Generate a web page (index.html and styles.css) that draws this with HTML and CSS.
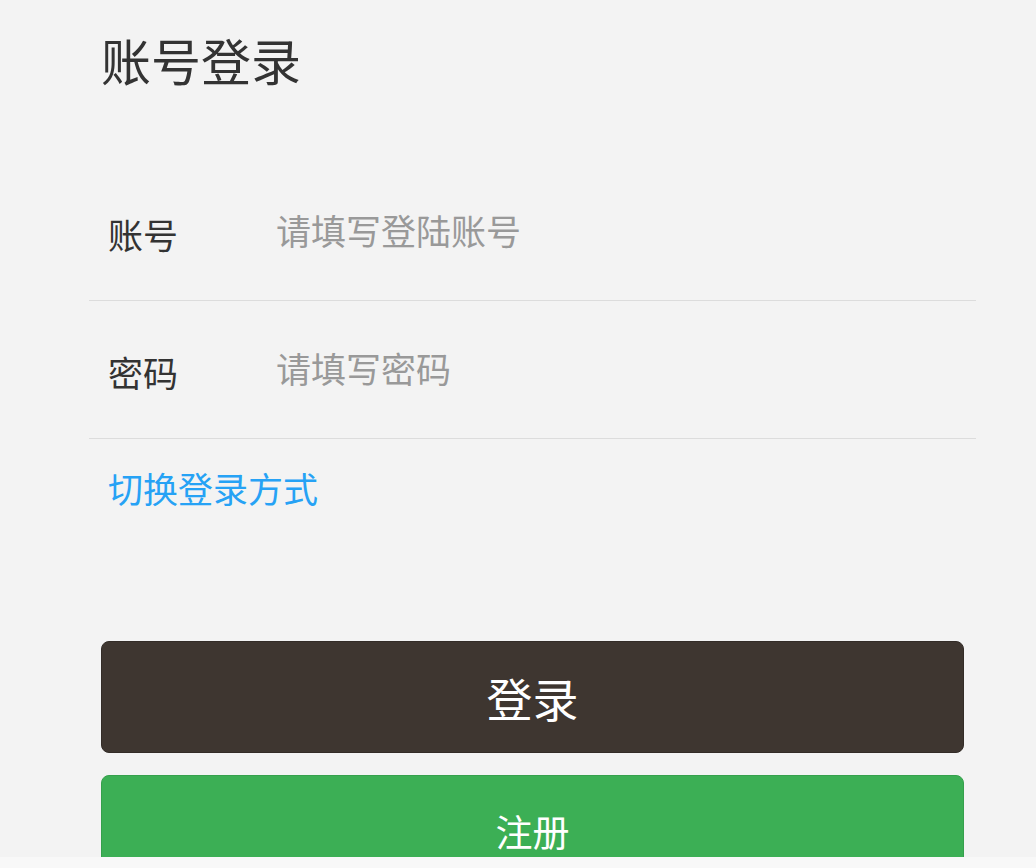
FILE: index.html
```html
<!DOCTYPE html>
<html lang="zh-CN">
<head>
<meta charset="utf-8">
<title>账号登录</title>
<link rel="stylesheet" href="styles.css">
</head>
<body>
<div class="page">
  <h1 class="title">账号登录</h1>
  <form class="form">
    <div class="row">
      <label class="label" for="acc">账号</label>
      <input class="field" id="acc" type="text" placeholder="请填写登陆账号">
    </div>
    <div class="row">
      <label class="label" for="pwd">密码</label>
      <input class="field" id="pwd" type="password" placeholder="请填写密码">
    </div>
    <a class="switch" href="#">切换登录方式</a>
    <div class="actions">
      <button class="btn btn-login" type="button">登录</button>
      <button class="btn btn-register" type="button">注册</button>
    </div>
  </form>
</div>
<div class="bottom-strip"></div>
</body>
</html>
```
FILE: styles.css
```css
html, body {
  margin: 0;
  padding: 0;
  background: #f3f3f3;
}
body {
  font-family: "Noto Sans CJK SC", "Noto Sans", sans-serif;
  color: #333;
}
.page {
  padding: 0 60px 0 89px;
}
.title {
  margin: 34px 0 0 12px;
  font-size: 50px;
  line-height: 50px;
  font-weight: 400;
  color: #333;
}
.form {
  margin-top: 79px;
}
.row {
  display: flex;
  align-items: center;
  height: 137px;
  border-bottom: 1px solid #dcdcdc;
}
.label {
  width: 187px;
  padding-left: 19px;
  padding-top: 3px;
  box-sizing: border-box;
  font-size: 35px;
  line-height: 35px;
  color: #333;
}
.field {
  flex: 1;
  border: none;
  outline: none;
  background: transparent;
  font-family: inherit;
  font-size: 35px;
  line-height: 40px;
  padding: 0 0 4px 0;
  color: #333;
}
.field::placeholder {
  color: #999;
}
.switch {
  display: block;
  margin: 29px 0 0 19px;
  font-size: 35px;
  line-height: 40px;
  color: #26a2f5;
  text-decoration: none;
}
.actions {
  display: flex;
  flex-direction: column;
  gap: 22px;
  margin: 133px 12px 0 12px;
}
.btn {
  height: 112px;
  border-radius: 8px;
  font-family: inherit;
  color: #fff;
  cursor: pointer;
}
.btn-login {
  background: #3e3630;
  border: 1px solid #332c27;
  font-size: 46px;
}
.btn-register {
  background: #3caf55;
  border: 1px solid #35a04c;
  font-size: 37px;
}
.bottom-strip {
  position: fixed;
  left: 0;
  right: 0;
  bottom: 0;
  height: 11px;
  background: #f8f8f8;
}
```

# # # # #

Return all of the data exactly as written, and drop the pictures.

Generate a web page (index.html and styles.css) that draws this with HTML and CSS.
FILE: index.html
```html
<!DOCTYPE html>
<html lang="zh-CN">
<head>
<meta charset="utf-8">
<title>账号登录</title>
<link rel="stylesheet" href="styles.css">
</head>
<body>
<div class="page">
  <h1 class="title">账号登录</h1>
  <form class="form">
    <div class="row">
      <label class="label" for="acc">账号</label>
      <input class="field" id="acc" type="text" placeholder="请填写登陆账号">
    </div>
    <div class="row">
      <label class="label" for="pwd">密码</label>
      <input class="field" id="pwd" type="password" placeholder="请填写密码">
    </div>
    <a class="switch" href="#">切换登录方式</a>
    <div class="actions">
      <button class="btn btn-login" type="button">登录</button>
      <button class="btn btn-register" type="button">注册</button>
    </div>
  </form>
</div>
<div class="bottom-strip"></div>
</body>
</html>
```
FILE: styles.css
```css
html, body {
  margin: 0;
  padding: 0;
  background: #f3f3f3;
}
body {
  font-family: "Noto Sans CJK SC", "Noto Sans", sans-serif;
  color: #333;
}
.page {
  padding: 0 60px 0 89px;
}
.title {
  margin: 34px 0 0 12px;
  font-size: 50px;
  line-height: 50px;
  font-weight: 400;
  color: #333;
}
.form {
  margin-top: 79px;
}
.row {
  display: flex;
  align-items: center;
  height: 137px;
  border-bottom: 1px solid #dcdcdc;
}
.label {
  width: 187px;
  padding-left: 19px;
  padding-top: 3px;
  box-sizing: border-box;
  font-size: 35px;
  line-height: 35px;
  color: #333;
}
.field {
  flex: 1;
  border: none;
  outline: none;
  background: transparent;
  font-family: inherit;
  font-size: 35px;
  line-height: 40px;
  padding: 0 0 4px 0;
  color: #333;
}
.field::placeholder {
  color: #999;
}
.switch {
  display: block;
  margin: 29px 0 0 19px;
  font-size: 35px;
  line-height: 40px;
  color: #26a2f5;
  text-decoration: none;
}
.actions {
  display: flex;
  flex-direction: column;
  gap: 22px;
  margin: 133px 12px 0 12px;
}
.btn {
  height: 112px;
  border-radius: 8px;
  font-family: inherit;
  color: #fff;
  cursor: pointer;
}
.btn-login {
  background: #3e3630;
  border: 1px solid #332c27;
  font-size: 46px;
}
.btn-register {
  background: #3caf55;
  border: 1px solid #35a04c;
  font-size: 37px;
}
.bottom-strip {
  position: fixed;
  left: 0;
  right: 0;
  bottom: 0;
  height: 11px;
  background: #f8f8f8;
}
```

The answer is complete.